** REQUIREMENTS **
Please list all lines of the material below in which the string "styles" occurs.

** RAW DATA **
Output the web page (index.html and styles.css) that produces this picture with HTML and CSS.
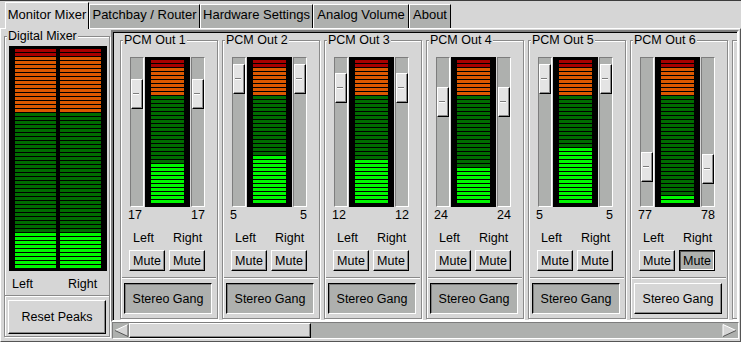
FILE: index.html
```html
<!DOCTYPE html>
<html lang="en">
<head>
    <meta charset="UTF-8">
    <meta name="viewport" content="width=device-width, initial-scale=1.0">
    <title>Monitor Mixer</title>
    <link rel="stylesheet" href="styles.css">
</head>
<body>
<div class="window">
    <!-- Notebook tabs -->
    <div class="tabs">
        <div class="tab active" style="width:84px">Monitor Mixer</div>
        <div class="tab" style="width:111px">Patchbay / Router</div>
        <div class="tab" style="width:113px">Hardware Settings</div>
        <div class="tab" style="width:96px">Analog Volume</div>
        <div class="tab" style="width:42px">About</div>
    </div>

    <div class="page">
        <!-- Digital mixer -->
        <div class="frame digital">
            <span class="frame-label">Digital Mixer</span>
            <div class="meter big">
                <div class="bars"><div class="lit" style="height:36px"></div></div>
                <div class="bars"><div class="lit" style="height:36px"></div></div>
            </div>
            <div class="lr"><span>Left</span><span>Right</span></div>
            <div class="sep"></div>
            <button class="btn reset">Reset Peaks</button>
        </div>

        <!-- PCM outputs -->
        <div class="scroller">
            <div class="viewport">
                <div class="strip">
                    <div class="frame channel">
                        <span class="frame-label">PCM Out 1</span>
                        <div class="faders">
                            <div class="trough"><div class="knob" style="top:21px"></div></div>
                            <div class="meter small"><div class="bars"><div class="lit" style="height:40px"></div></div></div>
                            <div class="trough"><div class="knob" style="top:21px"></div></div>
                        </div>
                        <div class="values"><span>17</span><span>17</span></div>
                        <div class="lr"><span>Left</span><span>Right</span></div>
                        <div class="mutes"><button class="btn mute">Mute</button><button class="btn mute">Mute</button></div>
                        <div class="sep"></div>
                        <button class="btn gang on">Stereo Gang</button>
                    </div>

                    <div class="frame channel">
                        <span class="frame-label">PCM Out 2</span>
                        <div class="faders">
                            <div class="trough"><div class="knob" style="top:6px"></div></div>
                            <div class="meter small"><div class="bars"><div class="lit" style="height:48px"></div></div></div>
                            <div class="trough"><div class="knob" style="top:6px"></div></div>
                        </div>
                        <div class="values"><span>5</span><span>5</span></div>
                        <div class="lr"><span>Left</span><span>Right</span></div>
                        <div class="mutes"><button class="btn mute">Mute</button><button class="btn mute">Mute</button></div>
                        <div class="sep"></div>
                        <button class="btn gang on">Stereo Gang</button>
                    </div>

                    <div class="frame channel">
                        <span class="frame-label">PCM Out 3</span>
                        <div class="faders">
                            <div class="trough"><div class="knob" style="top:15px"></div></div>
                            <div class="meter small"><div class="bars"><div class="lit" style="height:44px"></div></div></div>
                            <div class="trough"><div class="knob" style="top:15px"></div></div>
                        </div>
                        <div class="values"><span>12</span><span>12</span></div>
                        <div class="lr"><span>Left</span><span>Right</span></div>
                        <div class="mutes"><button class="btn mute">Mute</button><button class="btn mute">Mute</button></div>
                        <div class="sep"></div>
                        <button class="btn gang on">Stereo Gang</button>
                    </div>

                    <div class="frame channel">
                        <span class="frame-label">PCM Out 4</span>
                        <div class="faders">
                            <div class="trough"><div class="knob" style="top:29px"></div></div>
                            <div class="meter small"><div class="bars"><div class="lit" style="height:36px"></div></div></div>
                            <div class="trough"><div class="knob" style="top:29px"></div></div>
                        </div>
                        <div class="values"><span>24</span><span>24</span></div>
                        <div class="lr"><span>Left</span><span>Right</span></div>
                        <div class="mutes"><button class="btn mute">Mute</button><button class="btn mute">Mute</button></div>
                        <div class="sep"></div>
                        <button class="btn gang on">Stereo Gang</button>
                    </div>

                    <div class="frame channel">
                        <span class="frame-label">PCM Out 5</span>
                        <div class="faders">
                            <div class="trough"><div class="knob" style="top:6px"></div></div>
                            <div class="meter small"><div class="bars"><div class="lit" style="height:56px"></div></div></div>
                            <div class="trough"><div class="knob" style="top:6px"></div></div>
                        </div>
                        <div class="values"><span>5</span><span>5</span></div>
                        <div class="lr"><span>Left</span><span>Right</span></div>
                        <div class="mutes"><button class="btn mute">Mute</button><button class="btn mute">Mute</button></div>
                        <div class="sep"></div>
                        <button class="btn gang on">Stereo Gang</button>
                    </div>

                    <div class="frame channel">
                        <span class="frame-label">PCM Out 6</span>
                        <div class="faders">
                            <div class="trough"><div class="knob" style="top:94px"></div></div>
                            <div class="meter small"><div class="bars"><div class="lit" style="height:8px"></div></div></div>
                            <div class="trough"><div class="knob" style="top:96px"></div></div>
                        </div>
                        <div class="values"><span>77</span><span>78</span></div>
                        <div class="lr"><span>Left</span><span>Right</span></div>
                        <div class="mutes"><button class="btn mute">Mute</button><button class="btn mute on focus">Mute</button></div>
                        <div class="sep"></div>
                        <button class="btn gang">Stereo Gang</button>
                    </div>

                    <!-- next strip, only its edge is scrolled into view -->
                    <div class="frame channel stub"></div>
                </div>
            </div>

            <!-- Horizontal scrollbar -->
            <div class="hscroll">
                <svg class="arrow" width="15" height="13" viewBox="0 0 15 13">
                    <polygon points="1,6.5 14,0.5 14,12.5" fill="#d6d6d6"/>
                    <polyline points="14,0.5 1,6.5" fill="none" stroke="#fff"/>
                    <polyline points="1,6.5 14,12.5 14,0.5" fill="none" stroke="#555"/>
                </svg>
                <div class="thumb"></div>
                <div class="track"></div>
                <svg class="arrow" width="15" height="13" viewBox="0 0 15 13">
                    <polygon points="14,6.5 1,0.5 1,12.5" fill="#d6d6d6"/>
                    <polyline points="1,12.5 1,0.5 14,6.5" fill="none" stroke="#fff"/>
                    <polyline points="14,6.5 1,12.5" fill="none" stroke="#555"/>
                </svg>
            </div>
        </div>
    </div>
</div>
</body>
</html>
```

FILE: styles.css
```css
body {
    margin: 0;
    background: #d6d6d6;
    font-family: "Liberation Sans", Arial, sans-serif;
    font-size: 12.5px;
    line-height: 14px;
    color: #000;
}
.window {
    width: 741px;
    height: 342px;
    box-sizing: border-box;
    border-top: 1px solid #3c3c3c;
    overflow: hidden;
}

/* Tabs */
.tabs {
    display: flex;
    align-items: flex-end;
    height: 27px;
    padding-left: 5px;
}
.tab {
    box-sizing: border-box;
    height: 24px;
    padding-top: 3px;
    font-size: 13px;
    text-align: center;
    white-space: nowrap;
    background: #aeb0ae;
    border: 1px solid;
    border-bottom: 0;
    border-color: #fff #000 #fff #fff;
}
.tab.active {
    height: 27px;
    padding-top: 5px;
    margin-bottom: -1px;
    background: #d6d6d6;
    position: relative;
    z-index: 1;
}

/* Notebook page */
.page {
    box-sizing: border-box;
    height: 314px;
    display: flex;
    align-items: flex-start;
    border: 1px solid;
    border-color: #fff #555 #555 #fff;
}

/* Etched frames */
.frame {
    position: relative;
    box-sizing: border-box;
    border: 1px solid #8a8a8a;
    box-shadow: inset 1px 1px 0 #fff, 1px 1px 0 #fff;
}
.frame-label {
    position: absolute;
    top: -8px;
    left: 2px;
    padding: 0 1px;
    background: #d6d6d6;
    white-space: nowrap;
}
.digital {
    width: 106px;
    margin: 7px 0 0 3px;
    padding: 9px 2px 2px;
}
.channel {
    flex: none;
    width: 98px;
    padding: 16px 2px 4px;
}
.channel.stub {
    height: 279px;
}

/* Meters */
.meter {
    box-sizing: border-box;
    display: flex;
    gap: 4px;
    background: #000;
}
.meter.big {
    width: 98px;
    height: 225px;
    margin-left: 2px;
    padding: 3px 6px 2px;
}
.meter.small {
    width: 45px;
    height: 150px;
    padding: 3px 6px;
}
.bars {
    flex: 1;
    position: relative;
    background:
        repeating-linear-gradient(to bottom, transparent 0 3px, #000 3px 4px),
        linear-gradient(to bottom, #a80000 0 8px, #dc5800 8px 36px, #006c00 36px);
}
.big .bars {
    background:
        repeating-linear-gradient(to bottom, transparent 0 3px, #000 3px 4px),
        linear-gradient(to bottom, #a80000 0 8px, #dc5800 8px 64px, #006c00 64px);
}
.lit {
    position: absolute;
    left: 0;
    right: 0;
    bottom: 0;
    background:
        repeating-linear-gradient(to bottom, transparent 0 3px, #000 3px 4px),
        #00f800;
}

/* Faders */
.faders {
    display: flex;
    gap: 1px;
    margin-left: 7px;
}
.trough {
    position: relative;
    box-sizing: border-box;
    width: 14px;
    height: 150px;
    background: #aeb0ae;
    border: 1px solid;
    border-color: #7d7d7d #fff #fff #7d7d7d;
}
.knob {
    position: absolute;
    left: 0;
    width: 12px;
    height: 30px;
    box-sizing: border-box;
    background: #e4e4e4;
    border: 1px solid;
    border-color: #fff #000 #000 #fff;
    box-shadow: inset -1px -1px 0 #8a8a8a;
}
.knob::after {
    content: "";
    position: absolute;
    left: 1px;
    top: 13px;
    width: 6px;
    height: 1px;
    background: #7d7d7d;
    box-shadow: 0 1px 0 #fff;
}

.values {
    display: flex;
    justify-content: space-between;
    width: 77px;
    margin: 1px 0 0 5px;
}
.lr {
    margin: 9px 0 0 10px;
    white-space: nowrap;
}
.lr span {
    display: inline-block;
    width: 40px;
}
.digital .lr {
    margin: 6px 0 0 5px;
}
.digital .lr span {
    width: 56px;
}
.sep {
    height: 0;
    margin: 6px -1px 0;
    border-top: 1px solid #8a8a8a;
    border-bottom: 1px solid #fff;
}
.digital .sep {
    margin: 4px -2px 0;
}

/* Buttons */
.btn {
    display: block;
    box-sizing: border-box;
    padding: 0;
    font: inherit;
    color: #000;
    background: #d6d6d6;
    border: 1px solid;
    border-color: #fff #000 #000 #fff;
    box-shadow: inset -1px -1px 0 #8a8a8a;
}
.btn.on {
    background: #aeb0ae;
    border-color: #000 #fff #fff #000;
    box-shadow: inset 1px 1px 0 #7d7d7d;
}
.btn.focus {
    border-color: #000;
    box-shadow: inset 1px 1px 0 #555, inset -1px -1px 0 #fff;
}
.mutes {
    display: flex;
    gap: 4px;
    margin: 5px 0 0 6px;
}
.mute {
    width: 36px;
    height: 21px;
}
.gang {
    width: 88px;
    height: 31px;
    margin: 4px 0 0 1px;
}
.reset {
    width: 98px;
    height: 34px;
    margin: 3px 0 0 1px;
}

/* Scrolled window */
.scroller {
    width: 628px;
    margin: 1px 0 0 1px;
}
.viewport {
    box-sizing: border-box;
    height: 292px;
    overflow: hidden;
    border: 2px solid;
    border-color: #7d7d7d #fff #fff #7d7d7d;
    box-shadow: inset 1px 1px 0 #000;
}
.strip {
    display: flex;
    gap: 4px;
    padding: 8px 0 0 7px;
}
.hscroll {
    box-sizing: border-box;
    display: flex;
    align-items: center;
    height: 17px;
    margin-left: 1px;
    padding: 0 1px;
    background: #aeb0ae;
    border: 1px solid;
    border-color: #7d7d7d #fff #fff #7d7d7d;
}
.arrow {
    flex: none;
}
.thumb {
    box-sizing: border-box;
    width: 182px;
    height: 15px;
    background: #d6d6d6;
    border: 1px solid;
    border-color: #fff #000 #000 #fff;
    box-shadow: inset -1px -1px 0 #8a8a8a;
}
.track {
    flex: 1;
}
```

** EXERCISE OUTPUT **
Output the web page (index.html and styles.css) that produces this picture with HTML and CSS.
    <link rel="stylesheet" href="styles.css">
FILE: styles.css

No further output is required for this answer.